8/10
Leslie Howard 1893-1943
5 June 2018
Odd indeed that a man regarded as a quintessential Englishman on stage and screen was an adopted one, the son of a Hungarian Jewish father and a partly German Jew. But that was Leslie Howard a man who crossed the Atlantic quite regularly to star on the British and American stage and screen.

A kid whose parents wanted to send him into some humdrum business career, you could not contain his creativity which only at a last resort channeled itself into acting.

I found it fascinating how the two children, Ronald and Leslie seemed to take with equanimity their father's womanizing. Merle Oberon and secretary Violette Cunningham were only the two most prominent. Something that Ruth Howard just put up with as did Robert Mitchum's wife.

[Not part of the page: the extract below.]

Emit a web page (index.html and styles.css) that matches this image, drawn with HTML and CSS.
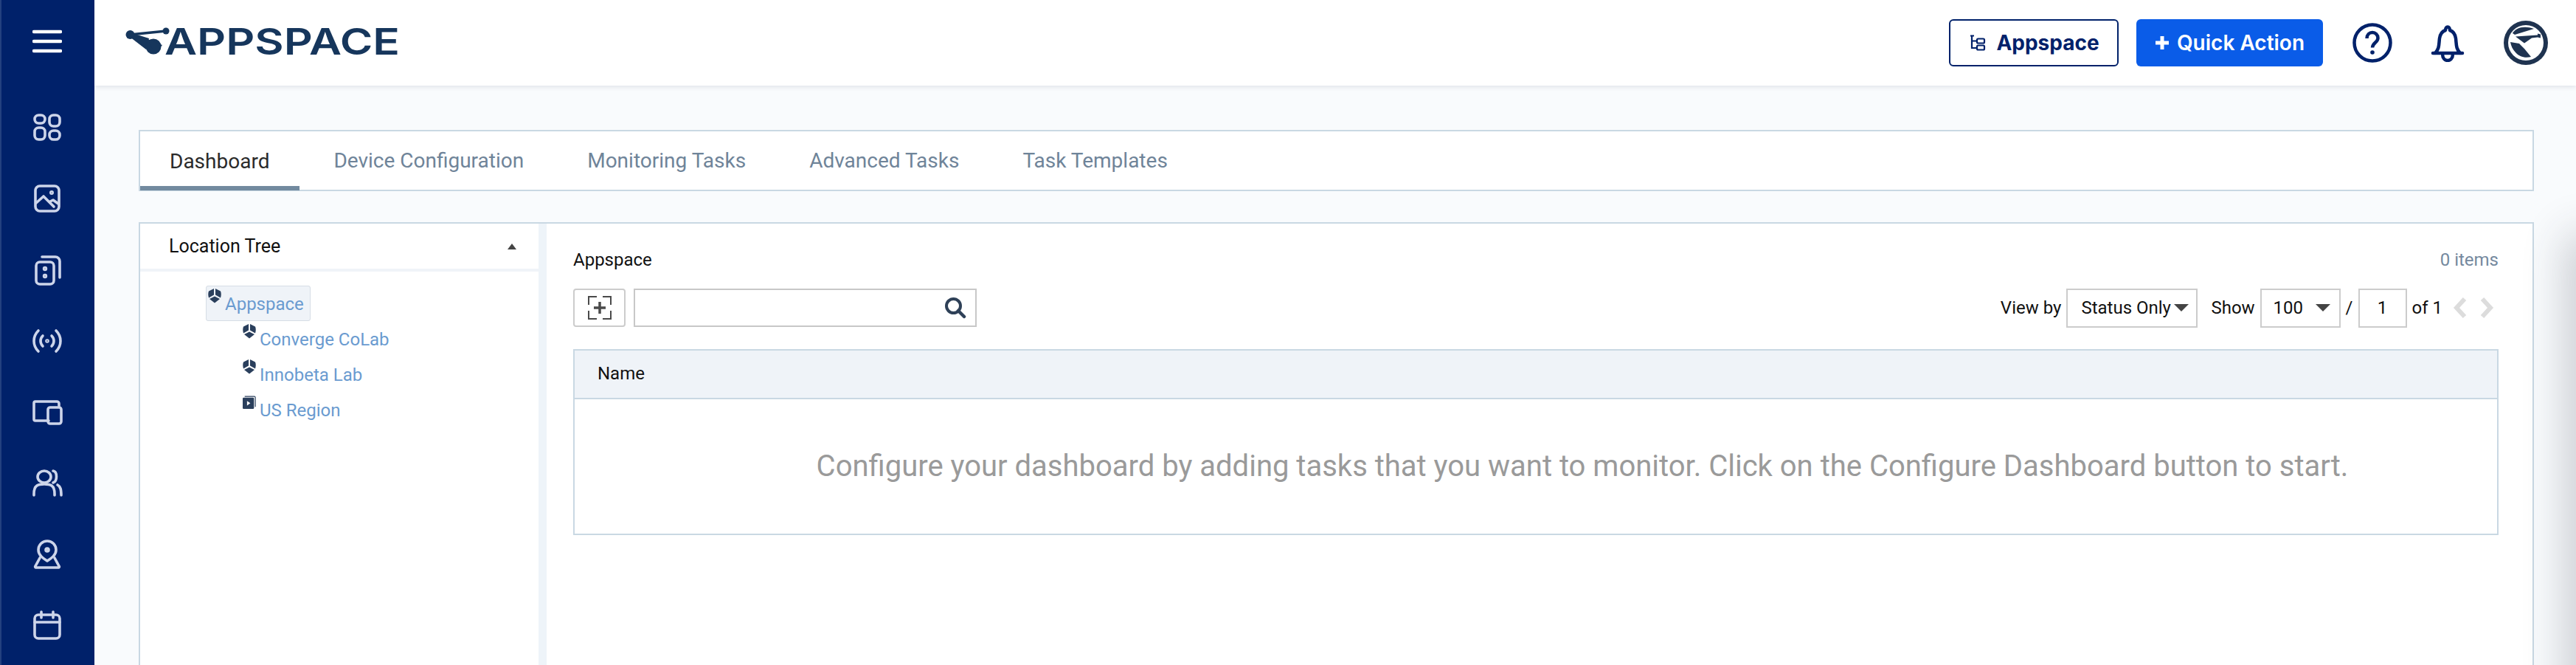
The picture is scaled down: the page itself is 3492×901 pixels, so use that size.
FILE: index.html
```html
<!DOCTYPE html>
<html>
<head>
<meta http-equiv="Content-Type" content="text/html; charset=utf-8">
<title>Appspace</title>
<link rel="stylesheet" href="styles.css">
</head>
<body>
<div class="app">
    <nav class="side">
        <a class="side_burger" href="javascript:;">
            <svg width="40" height="32" viewBox="0 0 40 32"><path d="M2 3h36M2 16h36M2 29h36" stroke="#fff" stroke-width="4.5" stroke-linecap="round"/></svg>
        </a>
        <ul class="side_menu">
            <li><svg viewBox="0 0 24 24"><rect x="3.5" y="3.5" width="7" height="5.5" rx="2.7"/><rect x="13.500" y="3.500" width="7" height="7.500" rx="2.700"/><rect x="3.500" y="12" width="7" height="8" rx="2.700"/><rect x="13.500" y="14" width="7" height="6" rx="2.800"/></svg></li>
            <li><svg viewBox="0 0 24 24"><rect x="4" y="3.500" width="16" height="17" rx="3"/><circle cx="15" cy="8" r=".6"/><path d="M4.500 15l5-4.500 5 5 2 2M14 14l2-1 3.500 2.500"/></svg></li>
            <li><svg viewBox="0 0 24 24"><rect x="4.500" y="6.500" width="12" height="15" rx="2.500"/><path d="M8.500 3h9a3 3 0 0 1 3 3v11"/><circle cx="10.500" cy="11" r=".7"/><circle cx="10.500" cy="16" r=".7"/></svg></li>
            <li><svg viewBox="0 0 24 24"><path d="M6 5c-4 4-4 10 0 14M18 5c4 4 4 10 0 14M9 8.500c-2 2-2 5 0 7M15 8.500c2 2 2 5 0 7"/><circle cx="12" cy="12" r=".5"/></svg></li>
            <li><svg viewBox="0 0 24 24"><path d="M13 18H4a1 1 0 0 1-1-1V6a1 1 0 0 1 1-1h14.500a1.500 1.500 0 0 1 1.500 1.500V8"/><rect x="12.500" y="9" width="9" height="11" rx="1.500"/></svg></li>
            <li><svg viewBox="0 0 24 24"><ellipse cx="10" cy="7.500" rx="4.500" ry="4"/><path d="M3 20v-1c0-6 3-6.500 7-6.500s7 .5 7 6.500v1M16 3.500c3 .5 3 7 0 8M19 13c2 1 2.500 3 2.500 7"/></svg></li>
            <li><svg viewBox="0 0 24 24"><path d="M12 16.500c-3-2-6-4-6-7.500a6 6 0 0 1 12 0c0 3.500-3 5.500-6 7.500z"/><circle cx="12" cy="9" r="1"/><path d="M7 14.500l-3 5.500a.6.6 0 0 0 .5 1h15a.6.6 0 0 0 .5-1l-3-5.500"/></svg></li>
            <li><svg viewBox="0 0 24 24"><rect x="3.500" y="5" width="17" height="16" rx="2.500"/><path d="M3.500 10h17M8 3v4M16 3v4"/></svg></li>
        </ul>
    </nav>

    <div class="main">
        <header class="top">
            <a class="logo" href="javascript:;">
                <svg width="372" height="64" viewBox="0 -12 372 64">
                    <path d="M6 11L55 6" stroke="#16365c" stroke-width="3.500"/>
                    <path d="M6 8L32 16 28 31 6 14z" fill="#16365c"/>
                    <circle cx="6.500" cy="11" r="6" fill="#16365c"/>
                    <circle cx="55" cy="6" r="4.500" fill="#16365c"/>
                    <circle cx="38" cy="27" r="10.500" fill="#16365c"/>
                    <path d="M30 17l20 8-10 12z" fill="#16365c"/>
                    <text class="logo_text" x="53" y="38" textLength="319" lengthAdjust="spacingAndGlyphs">APPSPACE</text>
                </svg>
            </a>
            <div class="top_right">
                <a class="btn_org" href="javascript:;">
                    <svg width="24" height="24" viewBox="0 0 24 24"><path d="M3 2.500h5M5 3v16h6M5 9.500h6" fill="none" stroke="#00216a" stroke-width="2.200"/><rect x="12" y="6.500" width="10" height="6" rx="1.500" fill="none" stroke="#00216a" stroke-width="2.200"/><rect x="12" y="15.500" width="10" height="6" rx="1.500" fill="none" stroke="#00216a" stroke-width="2.200"/></svg>
                    Appspace
                </a>
                <a class="btn_quick" href="javascript:;">
                    <svg width="20" height="20" viewBox="0 0 20 20"><path d="M10 1v18M1 10h18" stroke="#fff" stroke-width="5"/></svg>
                    Quick Action
                </a>
                <a class="top_icon" href="javascript:;">
                    <svg width="54" height="54" viewBox="0 0 54 54"><circle cx="27" cy="27" r="24.500" fill="none" stroke="#00216a" stroke-width="4.500"/><path d="M19.500 21c0-5 3.500-8 7.500-8s7.500 3 7.500 7.500c0 6-7.500 6.500-7.500 13" fill="none" stroke="#00216a" stroke-width="4.500"/><circle cx="27" cy="40" r="2.800" fill="#00216a"/></svg>
                </a>
                <a class="top_icon" href="javascript:;">
                    <svg width="46" height="52" viewBox="0 0 46 52"><path d="M3 40h40M6 40c6-6 5-12 6-20 1-7 5-10 8-11 0-6 6-6 6 0 3 1 7 4 8 11 1 8 0 14 6 20M16 41c0 12 14 12 14 0" fill="none" stroke="#00216a" stroke-width="4.500" stroke-linecap="round" stroke-linejoin="round"/></svg>
                </a>
                <a class="avatar" href="javascript:;">
                    <svg width="60" height="60" viewBox="0 0 60 60"><circle cx="30" cy="30" r="30" fill="#1f3350"/><circle cx="30" cy="30" r="24" fill="#fff"/><path d="M12 17C16 10 27 6 41 11L15 19z" fill="#1f3350"/><path d="M16 21.500l30-2v-2l4 1v5l-4-1-8 1-10 7z" fill="#1f3350"/><path d="M9 29l12 2 7 7 9 11c-8 2-16 0-21-6-4-4-6-9-7-14z" fill="#1f3350"/></svg>
                </a>
            </div>
        </header>

        <div class="content">
            <ul class="tabs">
                <li class="active">Dashboard</li>
                <li>Device Configuration</li>
                <li>Monitoring Tasks</li>
                <li>Advanced Tasks</li>
                <li>Task Templates</li>
            </ul>

            <div class="panel">
                <div class="tree">
                    <div class="tree_head">
                        <span>Location Tree</span>
                        <i class="arrow_up"></i>
                    </div>
                    <ul class="tree_list">
                        <li class="tree_node selected">
                            <svg class="ico_org" viewBox="0 0 18 20"><path d="M8 0v8.500L1 12.500C0 9 0 6 1 3.500zM10 0v8.500l7 4c1-3.500 1-6.500 0-9zM9 10.500l7 3.500-7 5.500-7-5.500z"/></svg>
                            <a href="javascript:;">Appspace</a>
                        </li>
                        <li class="tree_node child">
                            <svg class="ico_org" viewBox="0 0 18 20"><path d="M8 0v8.500L1 12.500C0 9 0 6 1 3.500zM10 0v8.500l7 4c1-3.500 1-6.500 0-9zM9 10.500l7 3.500-7 5.500-7-5.500z"/></svg>
                            <a href="javascript:;">Converge CoLab</a>
                        </li>
                        <li class="tree_node child">
                            <svg class="ico_org" viewBox="0 0 18 20"><path d="M8 0v8.500L1 12.500C0 9 0 6 1 3.500zM10 0v8.500l7 4c1-3.500 1-6.500 0-9zM9 10.500l7 3.500-7 5.500-7-5.500z"/></svg>
                            <a href="javascript:;">Innobeta Lab</a>
                        </li>
                        <li class="tree_node child">
                            <svg class="ico_org" viewBox="0 0 20 20"><rect x="0" y="3" width="17" height="17" rx="1.500" fill="#2a3f5c"/><path d="M3 1.200h14.500a1.500 1.500 0 0 1 1.500 1.500V17" fill="none" stroke="#2a3f5c" stroke-width="1.300"/><path d="M6.500 8l5 3.500-5 3.500z" fill="#fff"/></svg>
                            <a href="javascript:;">US Region</a>
                        </li>
                    </ul>
                </div>
                <div class="split"></div>
                <div class="detail">
                    <div class="detail_head">
                        <span>Appspace</span>
                        <span class="count">0 items</span>
                    </div>
                    <div class="toolbar">
                        <a class="btn_add" href="javascript:;">
                            <svg width="32" height="32" viewBox="0 0 32 32"><path d="M12 1H1v11M20 1h11v11M12 31H1V20M20 31h11V20" fill="none" stroke="#4a4a4a" stroke-width="2"/><path d="M16 8v16M8 16h16" stroke="#4a4a4a" stroke-width="3.500"/></svg>
                        </a>
                        <div class="search">
                            <svg width="30" height="30" viewBox="0 0 30 30"><circle cx="12.500" cy="12.500" r="9.500" fill="none" stroke="#2e4057" stroke-width="4"/><path d="M19 19l8 8" stroke="#2e4057" stroke-width="4.500" stroke-linecap="round"/></svg>
                        </div>
                        <div class="pager">
                            <span class="pager_txt">View by</span>
                            <div class="select sel_view">Status Only<i class="arrow_down"></i></div>
                            <span class="pager_txt show">Show</span>
                            <div class="select sel_show">100<i class="arrow_down"></i></div>
                            <span class="pager_txt">/</span>
                            <div class="page_input">1</div>
                            <span class="pager_txt">of 1</span>
                            <svg class="chev" width="20" height="30" viewBox="0 0 20 30"><path d="M16 3L5 15l11 12" fill="none" stroke="#dcdcdc" stroke-width="6"/></svg>
                            <svg class="chev" width="20" height="30" viewBox="0 0 20 30"><path d="M4 3l11 12L4 27" fill="none" stroke="#dcdcdc" stroke-width="6"/></svg>
                        </div>
                    </div>
                    <div class="table">
                        <div class="table_head">Name</div>
                        <div class="table_empty">Configure your dashboard by adding tasks that you want to monitor. Click on the Configure Dashboard button to start.</div>
                    </div>
                </div>
            </div>
        </div>
    </div>
</div>
<div class="drawer_shadow"></div>
</body>
</html>
```

FILE: styles.css
```css
*{ margin: 0; padding: 0; list-style: none; box-sizing: border-box;}
html, body{ height: 100%; overflow: hidden;}
body{ font-family: Roboto, "Liberation Sans", sans-serif; font-size: 24px; color: #111; background: #f9fbfd;}
a{ text-decoration: none; color: inherit;}

.app{ display: flex; height: 901px;}

/* left nav */
.side{ flex: 0 0 128px; background: #00216a; border-left: 2px solid #23407f;}
.side_burger{ display: flex; justify-content: center; height: 116px; padding-top: 40px; padding-right: 2px;}
.side_menu{ padding-right: 2px; padding-top: 9px;}
.side_menu li{ display: flex; justify-content: center; align-items: center; height: 96.3px;}
.side_menu svg{ width: 48px; height: 48px; fill: none; stroke: #cdd5ea; stroke-width: 1.8; stroke-linecap: round; stroke-linejoin: round;}

.main{ flex: 1; display: flex; flex-direction: column; min-width: 0;}

/* header */
.top{ display: flex; justify-content: space-between; align-items: center; flex: 0 0 116px; padding: 0 38px 0 42px; background: #fff; box-shadow: 0 2px 6px rgba(40,60,90,.12); position: relative;}
.logo{ display: block; height: 64px; margin-bottom: 4px;}
.logo_text{ font-family: Inter, sans-serif; font-size: 50px; font-weight: 600; fill: #16365c;}
.top_right{ display: flex; align-items: center;}
.btn_org, .btn_quick{ display: flex; align-items: center; justify-content: center; height: 64px; border-radius: 6px; font-family: Inter, sans-serif; font-size: 28px;}
.btn_org{ width: 230px; gap: 14px; border: 2.5px solid #00216a; color: #00216a; font-weight: 700;}
.btn_quick{ width: 253px; gap: 10px; margin-left: 24px; background: #0a5ce8; color: #fff; font-weight: 600;}
.top_icon{ display: flex;}
.top_icon:nth-child(3){ margin-left: 40px;}
.top_icon:nth-child(4){ margin-left: 52px;}
.avatar{ display: flex; margin-left: 53px;}

.content{ flex: 1; display: flex; flex-direction: column; padding: 60px 57px 0 60px; min-height: 0;}

/* tabs */
.tabs{ display: flex; height: 83px; background: #fff; border: 2px solid #c9d8e3;}
.tabs li{ display: flex; align-items: center; padding: 0 43px; font-size: 28px; color: #6f8499;}
.tabs .active{ color: #2b2b2b; border-bottom: 6px solid #728a9f; padding: 6px 41px 0 40px; margin: 0 3px -1px 0;}

/* panel */
.panel{ flex: 1; display: flex; margin-top: 42px; background: #fff; border: 2px solid #c9d8e3; border-bottom: 0; min-height: 0;}
.tree{ flex: 0 0 540px;}
.tree_head{ display: flex; justify-content: space-between; align-items: center; height: 65px; padding: 0 30px 0 39px; border-bottom: 4px solid #f0f4f8; font-size: 25px;}
.arrow_up{ width: 0; height: 0; border-left: 6px solid transparent; border-right: 6px solid transparent; border-bottom: 8px solid #444;}
.tree_list{ padding: 19px 0 0 89px;}
.tree_node{ display: flex; width: max-content; height: 48px; color: #6a9bd0;}
.tree_node a{ padding-top: 8px; margin-left: 5px; line-height: 30px;}
.ico_org{ flex: none; width: 18px; height: 20px; margin-top: 2px; fill: #2a3f5c;}
.selected{ margin-bottom: 2px; padding: 1px 8px 0 2px; background: #eff3f8; border: 1px solid #d6dde5; border-radius: 3px;}
.selected a{ padding-top: 8px;}
.child{ margin-left: 50px;}
.split{ flex: 0 0 11px; background: #eef4f9;}

/* right side */
.detail{ flex: 1; padding: 0 46px 0 36px; min-width: 0;}
.detail_head{ display: flex; justify-content: space-between; align-items: center; height: 88px; padding-top: 10px;}
.count{ color: #75899e;}
.toolbar{ display: flex; align-items: center; height: 52px;}
.btn_add{ display: flex; justify-content: center; align-items: center; width: 71px; height: 52px; background: #fff; border: 2px solid #ccc; border-radius: 4px;}
.search{ display: flex; justify-content: flex-end; align-items: center; width: 465px; height: 52px; margin-left: 11px; padding-right: 12px; border: 2px solid #c8c8c8;}
.pager{ display: flex; align-items: center; margin-left: auto;}
.pager_txt{ margin: 0 7px;}
.pager .show{ margin-left: 18px;}
.select{ display: flex; align-items: center; justify-content: space-between; height: 53px; border: 2px solid #ccc;}
.sel_view{ width: 178px; padding: 0 10px 0 18px;}
.sel_show{ width: 109px; padding: 0 12px 0 16px;}
.arrow_down{ width: 0; height: 0; border-left: 10px solid transparent; border-right: 10px solid transparent; border-top: 10px solid #444;}
.page_input{ width: 66px; height: 53px; line-height: 49px; text-align: center; border: 2px solid #ccc;}
.chev{ margin-left: 16px;}
.pager_txt + .chev{ margin-left: 7px;}
.chev:last-child{ margin-right: 6px;}

.table{ margin-top: 30px; height: 252px; border: 2px solid #c9d8e3;}
.table_head{ height: 66px; line-height: 62px; padding-left: 31px; background: #eff3f8; border-bottom: 2px solid #c9d8e3;}
.table_empty{ padding: 67px 0 0 126px; text-align: center; font-size: 40px; color: #9a9a9a; white-space: nowrap;}

/* shadow of the closed drawer past the right edge */
.drawer_shadow{ position: fixed; top: 330px; right: -40px; width: 40px; height: 900px; box-shadow: 0 0 60px 12px rgba(40,45,60,.24);}
```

Interesting also that the two films he didn't think much of were the two that he co-starred with Clark Gable. In A Free Soul, Gable was a newcomer and Howard was a distinct 4th behind Lionel Barrymore's Best Actor performance and Gable's roughhewn gangster and Norma Shearer's woman with an itch. And he could never convince David O. Selznick he wasn't quite right for Ashley Wilkes. It would have been interesting had he lived another two decades with a few revivals of Gone With The Wind and seen the response to it even today what he might have thought.

Enough great roles to remember him in any event. The Scarlet Pimpernel, Of Human Bondage, Pygmalion. We are fortunate also that preserved on film are Broadway starring roles in The Petrified Forest and The Animal Kingdom and Berkeley Square.

Of course the speculation grows even now about the doomed airline flight from Lisbon to London where he was shot down over the Bay of Biscay by the Germans. He was most active in the war effort. He served in the trenches during the first World War. He died in the second as surely as any soldier, sailor, or airman.

The film is a great tribute to a great star.